Hannah Kloster, current Forensic Archaeology and Anthropology MSc student, talks about her experiences on a recent archaeological dig with Cranfield Forensic Institute (CFI).
Was it your first time on such a dig?
This was my first time doing a week-long camping archaeological dig! I was excited to finally have some real experience in this setting, along with some of the close friends I had made throughout my journey at Cranfield. I was hesitant about the camping aspect, but over the week, you settle in and get to know your surroundings and the people you are with even more.
How did you prepare?
I knew that we were going to be camping, so several trips to the shops were made to stock up on non-perishables and those giant 5-litre jugs of water! My friends and I ended up pooling many resources and sharing things like camp stoves, tents, chairs, and other camping essentials.
Regarding clothes, it was necessary to pack for all weather due to England’s ever-changing climate! It was undoubtedly hot in the sun during the day but surprisingly cold in the evenings. So, layering was crucial. Also, a good pair of either hiking boots or safety boots were needed for a dig (plus waterproof clothing!). And we couldn’t forget sunscreen, sunglasses, and a good bucket hat!
Be prepared and have the right equipment: boots and a hat are crucial.
What were the challenges?
I think the biggest challenge, in the beginning, was trying to determine what it was that we were seeing. There were two trenches. The first trench had already been worked on from a previous year, and features were a lot more visible, but the second was just emerging. As someone with little to no experience with Roman architecture, it was difficult for me to decipher important artifacts/features/building material from, let’s say, just your everyday stones or rubble. However, we were able to work and learn from experienced lead archaeologists on site who helped us through this learning process. From the start of the week to the end, I was confident enough to identify features that I wouldn’t have previously.
Physical fitness is also a challenge because this requires you to be on your feet and move your body for long hours. I can confidently say I discovered muscles I never had before.

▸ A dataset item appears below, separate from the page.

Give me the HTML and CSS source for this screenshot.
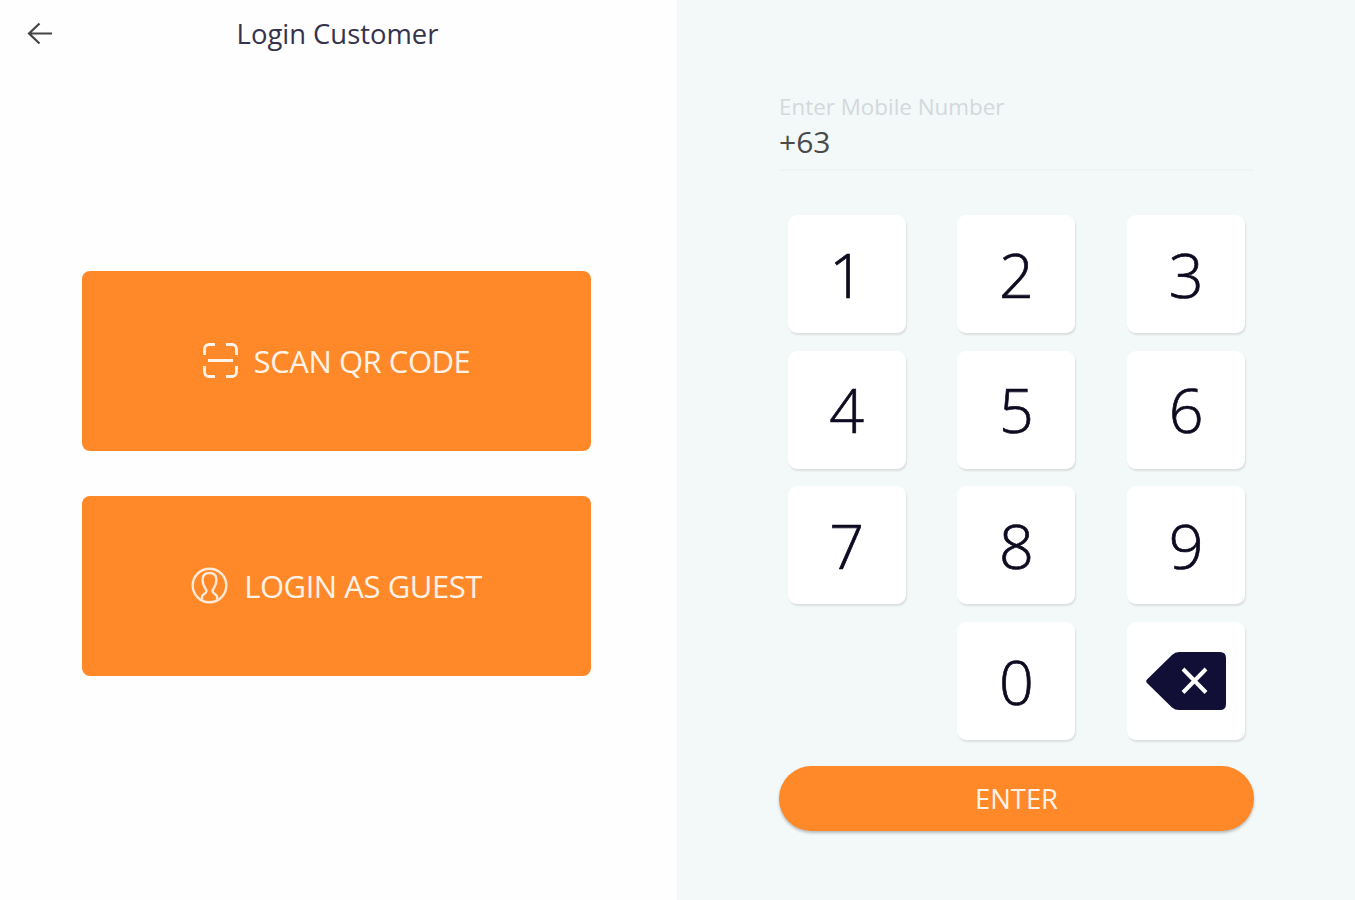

Learning from experienced archaeologists.
What did you learn?
I came to Cranfield with the idea of only wanting to pursue a future in forensics, but after doing this module and learning about these types of archaeological digs, I would love to do more. I learned that no matter what your experience is or where you are, if you enjoy what you are doing and who you are doing it with, you can get far.
I gained essential knowledge of the theoretical excavation techniques required for archaeology and how to record material that is discovered which will help me in my future. I also learned that digging up the past really helps us understand more about the individuals who lived during this time, their culture, history, and their lives. Being able to unearth critical pieces that show evidence of the past is something that excites me, and I know I want to keep doing it.
How did it tie in with your courses at Cranfield?
This module was certainly different since it focused on a conventional archaeological excavation, but I think it is highly important for anyone interested in this field. The skills and knowledge we learned from our previous courses were applied to this dig, such as understanding the various soil properties and compositions, stratigraphy and Harris Matrix, context recording, and surveying (plus many more).
This module gave me an insight into another side of archaeology, and I am so happy I could be a part of it. I am now doing my thesis project on analysing the Roman-painted plaster that was excavated from the site…
…so stay tuned!
Using ground-penetrating radar to see what is below the surface.
What did you enjoy the most?
Being able to do ground-penetrating radar was one of my highlights of the week. It has always been something I was interested in learning more about, and thanks to Peter Masters, I could confidently use the GPR and really understand what I was looking at.
My experience was also what I enjoyed most. I want to thank Dave Errickson for helping all of us expand on our archaeological knowledge and practical skills throughout the week. He is incredible to learn from and knows exactly what to look for. He always makes it a point to show us the finds and keeps us updated as the dig is going on. For a module that welcomes individuals with all kinds of experience and all backgrounds, I couldn’t think of anyone better to learn from than Dave. I hope to come back next year as a volunteer, so I can continue seeing this site’s progress!